Kujala’s partner in the Marbella gymnasium was Italian Luigi Protani, who was wanted by the Italian police for drug trafficking, and who had been arrested in Spain in 2001 and subsequently handed over to the Italians for his involvement in an international drug ring. Protani has been in prison in Rome since 2003, convicted of having taken part in the sale of 200 kilos of Venezuelan cocaine to an Italian gang.
The police also discovered that another partner in the gymnasium was Moroccan Ghali Lamrani, who lived in the same building as Kujala. Lamrani has since ended up in a Moroccan prison for his part in a drugs deal in which 350 kilos of cocaine were seized by Dutch police in Rotterdam port. Lamrani’s name was also linked to the Fun Fair Investments and Gavaid Corporation companies run by Fernando del Valle.
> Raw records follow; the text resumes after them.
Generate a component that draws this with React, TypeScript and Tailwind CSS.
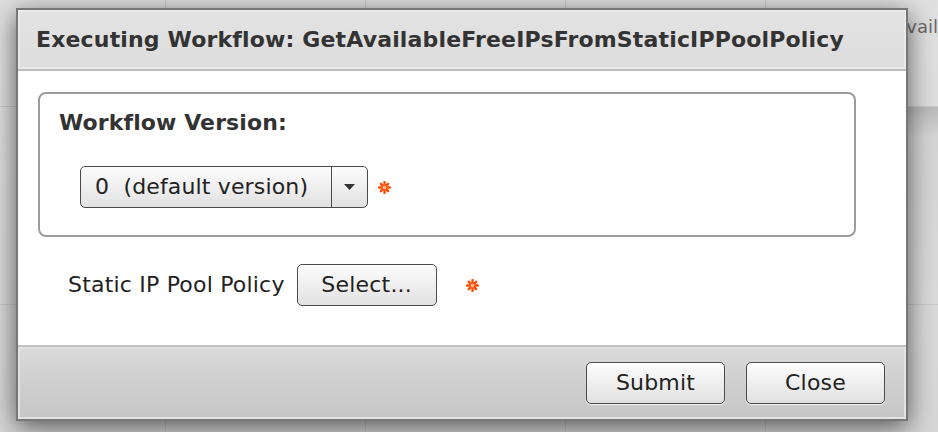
import React from 'react';

const font = { fontFamily: '"DejaVu Sans", Verdana, sans-serif' };

function Required() {
    return (
        <svg width="13" height="13" viewBox="0 0 12 12" className="shrink-0">
            <g stroke="#ff4a00" strokeWidth="2.2" strokeLinecap="round">
                <line x1="6" y1="1" x2="6" y2="11" />
                <line x1="1" y1="6" x2="11" y2="6" />
                <line x1="2.6" y1="2.6" x2="9.4" y2="9.4" />
                <line x1="9.4" y1="2.6" x2="2.6" y2="9.4" />
            </g>
            <circle cx="6" cy="6" r="1.8" fill="#ffb48a" />
        </svg>
    );
}

function GrayButton({ label, className }: { label: string; className: string }) {
    return (
        <button
            className={`${className} h-[42px] rounded-[5px] border-[1.5px] border-[#4a4a4a] bg-gradient-to-b from-[#fdfdfd] to-[#e1e1e1] text-[22px] leading-[26px] tracking-[0.2px] text-[#222] shadow-[0_1px_1px_rgba(255,255,255,0.8)]`}
        >
            {label}
        </button>
    );
}

function VersionSelect() {
    return (
        <div className="flex h-[42px] w-[288px] overflow-hidden rounded-[5px] border-[1.5px] border-[#4a4a4a] bg-gradient-to-b from-[#fdfdfd] to-[#e1e1e1]">
            <div className="flex flex-1 items-center whitespace-pre pl-[14px] text-[22px] leading-[26px] tracking-[0.15px] text-[#222]">0  (default version)</div>
            <div className="flex w-[36px] items-center justify-center border-l-[1.5px] border-[#4a4a4a]">
                <svg width="11" height="6" viewBox="0 0 11 6">
                    <path d="M0 0 H11 L5.5 6 Z" fill="#333" />
                </svg>
            </div>
        </div>
    );
}

function Backdrop() {
    const cell = 'border-r border-b border-[#d3d3d3]';
    return (
        <div className="grid h-[432px] w-[938px] grid-cols-[166px_200px_200px_200px_1fr] grid-rows-[107px_198px_1fr] bg-gradient-to-b from-[#ececec] to-[#e2e2e2]">
            <div className={cell} />
            <div className={cell} />
            <div className={cell} />
            <div className={cell} />
            <div className={`${cell} border-r-0 pl-[129px] pt-[13px] text-[18px] text-[#707070]`}>Avail</div>
            <div className={cell} />
            <div className={cell} />
            <div className={cell} />
            <div className={cell} />
            <div className={`${cell} border-r-0 bg-gradient-to-b from-[#c4c4c4] via-[#e0e0e0] via-15% to-[#e6e6e6]`} />
            <div className="border-r border-[#d3d3d3]" />
            <div className="border-r border-[#d3d3d3]" />
            <div className="border-r border-[#d3d3d3]" />
            <div className="border-r border-[#d3d3d3]" />
            <div />
        </div>
    );
}

export default function App() {
    return (
        <div className="relative h-[432px] w-[938px] overflow-hidden" style={font}>
            <Backdrop />
            <div className="absolute inset-0 bg-black/5" />

            {/* modal dialog */}
            <div className="absolute left-[16px] top-[8px] flex h-[413px] w-[892px] flex-col border-2 border-[#777] bg-white shadow-[0_6px_24px_rgba(0,0,0,0.6)]">
                <div className="flex h-[61px] shrink-0 items-center border-b-2 border-[#bdbdbd] bg-gradient-to-b from-[#e3e3e3] to-[#dddddd] pl-[18px] shadow-[inset_0_0_0_2px_#e9e9e9]">
                    <h1 className="whitespace-nowrap text-[22px] font-bold leading-[26px] tracking-[0.16px] text-[#333]">
                        Executing Workflow: GetAvailableFreeIPsFromStaticIPPoolPolicy
                    </h1>
                </div>

                <div className="flex-1 pl-[20px] pr-[50px] pt-[21px]">
                    <fieldset className="rounded-[8px] border-2 border-[#9c9c9c] pb-[27px] pl-[19px] pt-[16px]">
                        <h2 className="text-[22px] font-bold leading-[26px] tracking-[0.1px] text-[#333]">Workflow Version:</h2>
                        <div className="ml-[21px] mt-[30px] flex items-center gap-[10px]">
                            <VersionSelect />
                            <Required />
                        </div>
                    </fieldset>

                    <div className="ml-[30px] mt-[27px] flex items-center">
                        <span className="text-[22px] leading-[26px] tracking-[0.2px] text-[#222]">Static IP Pool Policy</span>
                        <GrayButton label="Select..." className="ml-[12px] w-[140px]" />
                        <span className="ml-[29px]">
                            <Required />
                        </span>
                    </div>
                </div>

                <div className="flex h-[74px] shrink-0 items-start justify-end gap-[21px] border-t-2 border-[#c2c2c2] bg-gradient-to-b from-[#d9d9d9] to-[#c6c6c6] pr-[21px] pt-[15px] shadow-[inset_0_0_0_2px_#e2e2e2]">
                    <GrayButton label="Submit" className="w-[139px]" />
                    <GrayButton label="Close" className="w-[139px]" />
                </div>
            </div>
        </div>
    );
}
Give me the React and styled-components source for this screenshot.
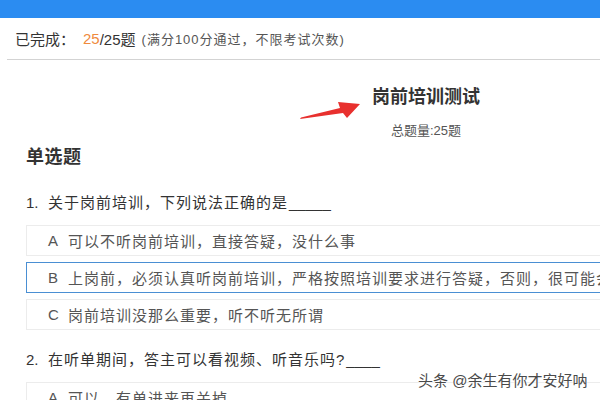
import React from "react";
import styled, { createGlobalStyle } from "styled-components";

const GlobalStyle = createGlobalStyle`
  html, body {
    margin: 0;
    padding: 0;
    background: #ffffff;
    overflow: hidden;
  }
  body {
    width: 600px;
    height: 400px;
    font-family: "Liberation Sans", "Noto Sans CJK SC", sans-serif;
    color: #333;
  }
`;

const Page = styled.div`
  position: relative;
  width: 600px;
  height: 400px;
  overflow: hidden;
`;

const TopBar = styled.div`
  height: 18px;
  background: #2b8cf1;
`;

const StatusBar = styled.div`
  height: 41px;
  margin-left: 7px;
  padding-left: 8px;
  display: flex;
  align-items: center;
  border-bottom: 1px solid #d3d3d3;
  font-size: 15px;
  color: #333;
  white-space: nowrap;
`;

const Done = styled.span`
  color: #f08a3d;
  margin-left: 8px;
`;

const Note = styled.span`
  font-size: 13px;
  color: #555;
  margin-left: 6px;
  letter-spacing: 1px;
`;

const Paper = styled.div`
  width: 800px;
  padding: 0 26px;
  display: flex;
  flex-direction: column;
`;

const Title = styled.h1`
  margin: 25px 0 0;
  text-align: center;
  font-size: 18px;
  line-height: 24px;
  font-weight: 700;
  color: #333;
`;

const SubTitle = styled.div`
  margin-top: 13px;
  text-align: center;
  font-size: 13px;
  line-height: 18px;
  color: #555;
`;

const Section = styled.h2`
  margin: 5px 0 0;
  font-size: 18px;
  line-height: 24px;
  font-weight: 700;
  color: #333;
  letter-spacing: 0.5px;
`;

const Question = styled.div`
  margin-top: ${(p) => p.$gap}px;
  margin-bottom: 11px;
  font-size: 15px;
  line-height: 22px;
  letter-spacing: 1px;
  color: #333;
  white-space: nowrap;
  display: flex;
`;

const QNum = styled.span`
  width: 22px;
  letter-spacing: 0;
`;

const Blank = styled.span`
  letter-spacing: 0;
  margin-left: 1px;
`;

const Options = styled.div`
  display: flex;
  flex-direction: column;
  gap: 6px;
`;

const Option = styled.div`
  height: 31px;
  box-sizing: border-box;
  border: 1px solid ${(p) => (p.$active ? "#4a8fd3" : "#ececec")};
  display: flex;
  align-items: center;
  padding-left: 21px;
  font-size: 15px;
  letter-spacing: 1px;
  color: #555;
  white-space: nowrap;
`;

const Letter = styled.span`
  width: 20px;
  letter-spacing: 0;
`;

const ArrowSvg = styled.svg`
  position: absolute;
  left: 296px;
  top: 98px;
`;

const Watermark = styled.div`
  position: absolute;
  left: 418px;
  top: 371px;
  font-size: 15px;
  line-height: 20px;
  color: #4a4a4a;
  white-space: nowrap;
  text-shadow: 0 0 2px #fff, 0 0 2px #fff, 0 0 1px #fff;
`;

export default function App() {
  return (
    <Page>
      <GlobalStyle />
      <TopBar />
      <StatusBar>
        已完成：<Done>25</Done>/25题
        <Note>(满分100分通过，不限考试次数)</Note>
      </StatusBar>
      <Paper>
        <Title>岗前培训测试</Title>
        <SubTitle>总题量:25题</SubTitle>
        <Section>单选题</Section>
        <Question $gap={23}>
          <QNum>1.</QNum>关于岗前培训，下列说法正确的是<Blank>_____</Blank>
        </Question>
        <Options>
          <Option>
            <Letter>A</Letter>可以不听岗前培训，直接答疑，没什么事
          </Option>
          <Option $active>
            <Letter>B</Letter>上岗前，必须认真听岗前培训，严格按照培训要求进行答疑，否则，很可能会被投诉
          </Option>
          <Option>
            <Letter>C</Letter>岗前培训没那么重要，听不听无所谓
          </Option>
        </Options>
        <Question $gap={19}>
          <QNum>2.</QNum>在听单期间，答主可以看视频、听音乐吗?<Blank>____</Blank>
        </Question>
        <Options>
          <Option>
            <Letter>A</Letter>可以，有单进来再关掉
          </Option>
        </Options>
      </Paper>
      <ArrowSvg width="70" height="26" viewBox="0 0 70 26">
        <polygon
          points="4,21 5,19.5 44,10 42,4 64,6 51,20 47,15"
          fill="#e8302e"
        />
      </ArrowSvg>
      <Watermark>头条 @余生有你才安好呐</Watermark>
    </Page>
  );
}
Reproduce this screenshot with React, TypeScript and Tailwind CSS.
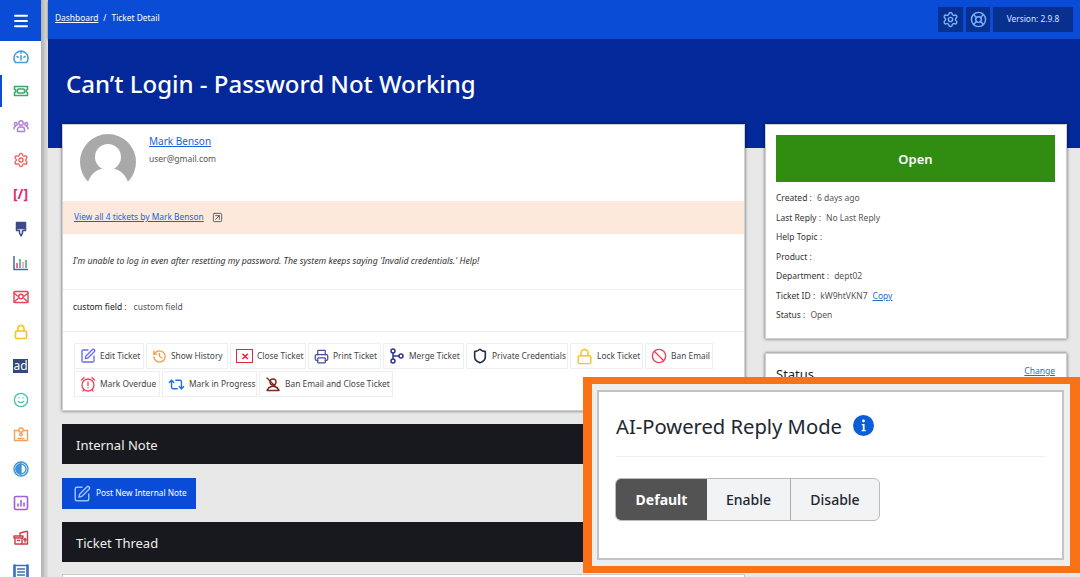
import React from "react";
import {
  Settings, Lock, Smile, SquarePen, History, Printer, Shield, Repeat2, Ban, LifeBuoy, Menu, SquareArrowUpRight,
} from "lucide-react";

type P = { children: React.ReactNode; w?: number; h?: number; sw?: number };
function I({ children, w = 16, h = 16, sw = 1.6 }: P) {
  return (
    <svg width={w} height={h} viewBox="0 0 16 16" fill="none" stroke="currentColor" strokeWidth={sw} strokeLinecap="round" strokeLinejoin="round">
      {children}
    </svg>
  );
}

const side: { c: string; el: React.ReactNode; active?: boolean }[] = [
  { c: "#4a9fd8", el: <I><path d="M2.5 13.5a7 7 0 1 1 11 0z" /><path d="M8 11V6.5M4 7.5l1 .7M12 7.5l-1 .7M8 3.5v.8" /></I> },
  { c: "#3aa76d", el: <I><path d="M1.5 3.5h13v3a1.5 1.5 0 0 0 0 3v3h-13v-3a1.5 1.5 0 0 0 0-3z" /><rect x="4.5" y="6" width="7" height="4" rx="1" /></I>, active: true },
  { c: "#b27fd6", el: <I sw={1.4}><circle cx="8" cy="5" r="2.2" /><circle cx="2.8" cy="6" r="1.5" /><circle cx="13.2" cy="6" r="1.5" /><path d="M4.5 13.5v-2a2.5 2.5 0 0 1 2.5-2.5h2a2.5 2.5 0 0 1 2.5 2.5v2z" /><path d="M1 11V9.8A1.5 1.5 0 0 1 2.5 8.5M15 11V9.8a1.5 1.5 0 0 0-1.5-1.3" /></I> },
  { c: "#ef5a5a", el: <Settings size={16} /> },
  { c: "#e6287a", el: <span className="text-[14px] font-bold leading-none">[/]</span> },
  { c: "#3f4a8a", el: <I sw={1.5}><path d="M3.5 1.5h9v6h-9z" fill="currentColor" /><path d="M3.5 7.5v2h3v2.5L8 15l1.5-3V9.5h3v-2" /></I> },
  { c: "#4a6a9a", el: (
    <svg width="16" height="16" viewBox="0 0 16 16" fill="none" strokeWidth="1.5">
      <path d="M1 1v13.5h14" stroke="#4a6a9a" />
      <path d="M4 13V8" stroke="#e8455a" /><path d="M7 13V4" stroke="#3f93d8" /><path d="M10 13V7" stroke="#f5a05a" /><path d="M13 13V5" stroke="#3aa76d" />
    </svg>
  ) },
  { c: "#e8455a", el: <I sw={1.4}><rect x="1" y="2.5" width="14" height="11" rx="1" /><path d="M1 4l3.5 3M15 4l-3.5 3M1 13l4-3.5M15 13l-4-3.5" /><circle cx="8" cy="7.5" r="2.3" /></I> },
  { c: "#f5c518", el: <I><rect x="2.5" y="7" width="11" height="7.5" rx="1.2" /><path d="M5 7V4.5a3 3 0 0 1 6 0V7" /></I> },
  { c: "#334a77", el: <span className="flex h-[14px] w-[15px] items-center justify-center bg-[#334a77] text-[12px] leading-none text-white">ad</span> },
  { c: "#45c4a0", el: <Smile size={16} /> },
  { c: "#f5a05a", el: <I sw={1.4}><path d="M5.5 3.5h-4v10h13v-10h-4" /><rect x="6" y="1" width="4" height="4" rx="1" /><circle cx="8" cy="7.5" r="1.3" /><path d="M5 11.5h6" /></I> },
  { c: "#3f93d8", el: <I sw={1.4}><circle cx="8" cy="8" r="7" /><path d="M8 3a5 5 0 0 0 0 10z" fill="currentColor" /><circle cx="8" cy="8" r="5" /></I> },
  { c: "#a15cd6", el: <I><rect x="1.5" y="1.5" width="13" height="13" rx="1.5" /><path d="M5 11V9M8 11V5.5M11 11V8" /></I> },
  { c: "#d23b4a", el: <I sw={1.4}><path d="M1 6h9v2H1zM2 8v6h7V8M4.5 10.5h2" /><path d="M7 6V3l6-1.5h1.5V14H9" /><path d="M12 12V8.5M10.8 9.7 12 8.5l1.2 1.2" /></I> },
  { c: "#3a6fb5", el: <I sw={1.4}><rect x="1.5" y="1.5" width="13" height="13" fill="none" /><path d="M1.5 1.5v13M14.5 1.5v13" strokeWidth={2.5} /><path d="M4.5 5h7M4.5 8h7M4.5 11h7" /></I> },
];

function Action({ icon, label, w }: { icon: React.ReactNode; label: string; w: string }) {
  return (
    <div className={`flex h-[26px] items-center gap-[4px] border border-[#eeeeee] bg-white pl-[5px] text-[8.4px] text-[#444444] ${w}`}>
      {icon}
      <span className="whitespace-nowrap">{label}</span>
    </div>
  );
}

function Row({ k, v, link }: { k: string; v?: string; link?: string }) {
  return (
    <div className="flex h-[19.5px] items-center text-[8.5px] text-[#444444]">
      <span className="text-[#333333]">{k} :</span>
      {v && <span className="ml-[5px] text-[#555555]">{v}</span>}
      {link && <span className="ml-[5px] text-[#1a73c8] underline">{link}</span>}
    </div>
  );
}

export default function App() {
  return (
    <div className="relative flex h-[577px] w-[1080px] overflow-hidden bg-[#e8e8e8] font-['Noto_Sans',sans-serif]">
      <aside className="flex h-full w-[41px] shrink-0 flex-col bg-white">
        <div className="flex h-[41px] shrink-0 items-center justify-center bg-[#0b4cd6] text-white">
          <Menu size={18} strokeWidth={2.5} />
        </div>
        <div className="-mt-[1px] flex flex-col">
          {side.map((s, i) => (
            <div key={i} className="relative flex h-[34.33px] shrink-0 items-center justify-center" style={{ color: s.c }}>
              {s.active && <div className="absolute left-0 top-[1px] h-[32px] w-[2px] bg-[#0b4cd6]" />}
              {s.el}
            </div>
          ))}
        </div>
      </aside>
      <div className="w-[7px] shrink-0 bg-gradient-to-r from-[#b0b0b0] to-[#e0e0e0]" />
      <main className="flex min-w-0 flex-1 flex-col">
        <header className="flex h-[39px] shrink-0 items-center justify-between bg-[#0b4cd6] pl-[7px] pr-[7px] text-[8.4px] text-white shadow-[0_1px_2px_rgba(0,0,0,0.6)]">
          <div className="-mt-[2px] flex gap-[5px]">
            <span className="underline">Dashboard</span>
            <span>/</span>
            <span>Ticket Detail</span>
          </div>
          <div className="flex gap-[3px]">
            <div className="flex h-[25px] w-[25px] items-center justify-center bg-[#08308f] text-[#7fb2ff]"><Settings size={17} /></div>
            <div className="flex h-[25px] w-[24px] items-center justify-center bg-[#08308f] text-[#7fb2ff]"><LifeBuoy size={17} /></div>
            <div className="flex h-[25px] w-[80px] items-center justify-center bg-[#08308f] text-[#d8e4ff]">Version: 2.9.8</div>
          </div>
        </header>
        <div className="flex h-[109px] shrink-0 items-start bg-[#03289a] pl-[18px] pt-[27px]">
          <h1 className="text-[24px] font-medium leading-[36px] text-white">Can’t Login - Password Not Working</h1>
        </div>
        <div className="-mt-[24px] flex gap-[20px] pl-[14px]">
          <div className="flex w-[683px] shrink-0 flex-col">
            <section className="h-[287px] border border-[#d0d0d0] bg-white shadow-[0_0_3px_rgba(0,0,0,0.6)]">
              <div className="flex h-[76px] pl-[17px] pt-[9px]">
                <svg width="56" height="56" viewBox="0 0 56 56" className="shrink-0">
                  <circle cx="28" cy="28" r="28" fill="#a9a9a9" />
                  <circle cx="28" cy="23" r="13" fill="#ffffff" />
                  <path d="M8 48 C14 29 42 29 48 48 L56 56 H0Z" fill="#ffffff" />
                </svg>
                <div className="ml-[13px]">
                  <div className="text-[10px] leading-[14px] text-[#1a5fe0] underline">Mark Benson</div>
                  <div className="mt-[5px] text-[8.5px] leading-[12px] text-[#555555]">user@gmail.com</div>
                </div>
              </div>
              <div className="flex h-[33px] items-center gap-[8px] bg-[#fce9dc] pl-[11px] text-[8.4px] text-[#1a5fe0]">
                <span className="underline">View all 4 tickets by Mark Benson</span>
                <SquareArrowUpRight size={11} className="text-[#555555]" />
              </div>
              <div className="flex h-[56px] items-center border-b border-[#eeeeee] pl-[10px] pt-[1px] text-[8.75px] italic text-[#333333]">
                I'm unable to log in even after resetting my password. The system keeps saying 'Invalid credentials.' Help!
              </div>
              <div className="flex h-[42px] items-center gap-[7px] border-b border-[#eeeeee] pb-[6px] pl-[10px] text-[8.5px]">
                <span className="text-[#222222]">custom field :</span>
                <span className="text-[#555555]">custom field</span>
              </div>
              <div className="flex flex-wrap gap-x-[2px] gap-y-[2px] pl-[11px] pr-[20px] pt-[11px]">
                <Action w="w-[70px]" label="Edit Ticket" icon={<SquarePen size={16} className="text-[#6a6ae8]" />} />
                <Action w="w-[82px]" label="Show History" icon={<History size={15} className="text-[#f59a3c]" />} />
                <Action w="w-[76px]" label="Close Ticket" icon={<span className="flex h-[14px] w-[17px] items-center justify-center border-[1.5px] border-[#e0283c] text-[10px] font-bold leading-none text-[#e0283c]">✕</span>} />
                <Action w="w-[73px]" label="Print Ticket" icon={<Printer size={15} className="text-[#4a4aa0]" />} />
                <Action w="w-[81px]" label="Merge Ticket" icon={<I sw={1.5}><g className="text-[#33338f]"><circle cx="4" cy="3" r="2" /><circle cx="4" cy="13" r="2" /><circle cx="12" cy="8" r="2" /><path d="M4 5v6M4 8h6" /></g></I>} />
                <Action w="w-[102px]" label="Private Credentials" icon={<Shield size={16} strokeWidth={2.4} className="text-[#1d2d50]" />} />
                <Action w="w-[73px]" label="Lock Ticket" icon={<Lock size={17} className="text-[#f5c518]" />} />
                <Action w="w-[68px]" label="Ban Email" icon={<Ban size={16} className="text-[#e8455a]" />} />
                <Action w="w-[86px]" label="Mark Overdue" icon={<span className="text-[#e8455a]"><I sw={1.3}><circle cx="8" cy="9" r="6" /><path d="M8 6v3.5M8 11.7v.1M1.5 4 4 1.5M14.5 4 12 1.5M4 14l-1 1M12 14l1 1" /></I></span>} />
                <Action w="w-[95px]" label="Mark in Progress" icon={<Repeat2 size={17} className="text-[#1a73e8]" />} />
                <Action w="w-[134px]" label="Ban Email and Close Ticket" icon={<span className="text-[#7a2a1a]"><I sw={1.4}><circle cx="8" cy="6" r="3" /><path d="M2 14.5h12l-2-3-4-1.5-4 1.5zM2 2l12 12" /></I></span>} />
              </div>
            </section>
            <div className="mt-[13px] flex h-[40px] items-center bg-[#17191e] pl-[14px] pt-[3px] text-[13px] text-[#eeeeee]">Internal Note</div>
            <div className="mt-[14px] flex h-[31px] w-[134px] items-center gap-[5px] bg-[#0b4cd6] pl-[11px] text-[8.3px] text-white">
              <SquarePen size={18} className="text-[#9cc0ff]" />
              <span>Post New Internal Note</span>
            </div>
            <div className="mt-[13px] flex h-[40px] items-center bg-[#17191e] pl-[14px] pt-[3px] text-[13px] text-[#eeeeee]">Ticket Thread</div>
            <div className="mt-[12px] h-[40px] border border-[#c8c8c8] bg-white" />
          </div>
          <div className="flex w-[302px] shrink-0 flex-col gap-[14px]">
            <section className="h-[215px] border border-[#d0d0d0] bg-white pl-[10px] pr-[11px] pt-[10px] shadow-[0_0_3px_rgba(0,0,0,0.6)]">
              <div className="flex h-[47px] items-center justify-center bg-[#308d12] pt-[2px] text-[13px] font-semibold text-white">Open</div>
              <div className="mt-[7px] flex flex-col">
                <Row k="Created" v="6 days ago" />
                <Row k="Last Reply" v="No Last Reply" />
                <Row k="Help Topic" />
                <Row k="Product" />
                <Row k="Department" v="dept02" />
                <Row k="Ticket ID" v="kW9htVKN7" link="Copy" />
                <Row k="Status" v="Open" />
              </div>
            </section>
            <section className="flex h-[100px] items-start justify-between border border-[#d0d0d0] bg-white pl-[10px] pr-[11px] pt-[11px] shadow-[0_0_3px_rgba(0,0,0,0.6)]">
              <span className="text-[13px] leading-[18px] text-[#222222]">Status</span>
              <span className="text-[8.5px] leading-[12px] text-[#1a73c8] underline">Change</span>
            </section>
          </div>
        </div>
      </main>

      <div className="absolute left-[583px] top-[377px] h-[196px] w-[497px] border-y-[7px] border-l-[9px] border-r-[10px] border-[#f97316] bg-[#eeeeee] pb-[5px] pl-[5px] pr-[6px] pt-[6px]">
        <div className="h-[170px] border-[2px] border-[#c4c4c4] bg-white pl-[17px] pr-[17px]">
          <div className="flex h-[65px] items-center gap-[11px] border-b border-[#eeeeee] pt-[4px]">
            <span className="text-[20.2px] text-[#222630]">AI-Powered Reply Mode</span>
            <svg width="21" height="21" viewBox="0 0 21 21" className="-mt-[1px]">
              <circle cx="10.5" cy="10.5" r="10.5" fill="#0b5ed7" />
              <circle cx="10.5" cy="6" r="1.4" fill="#ffffff" />
              <path d="M8.8 9h2.8v6h1.2v1.3H8.6V15h1.2v-4.7h-1z" fill="#ffffff" />
            </svg>
          </div>
          <div className="-ml-[1px] mt-[21px] flex h-[43px] w-[265px] overflow-hidden rounded-[6px] border border-[#bbbbbb] bg-[#f1f3f4] text-[14px] font-medium text-[#222630]">
            <div className="flex w-[91px] items-center justify-center bg-[#535353] font-bold text-white">Default</div>
            <div className="flex w-[84px] items-center justify-center border-r border-[#aaaaaa]">Enable</div>
            <div className="flex flex-1 items-center justify-center">Disable</div>
          </div>
        </div>
      </div>
    </div>
  );
}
Lamrani was also in partnership with another Moroccan, Otham Soussi, who was tried and convicted of money-laundering, tax evasion and smuggling by the Audiencia Nacional (Central Criminal Court) in Madrid in 2002. Police investigators found that the Aki Kujala companies were paying out more than they were taking in, and could not account for the origin of this money, much of which was coming from abroad. But apart from their questionable business practice, there was also the direct relationship, both as partners and on a personal level, between them and the Marbella money-laundering network.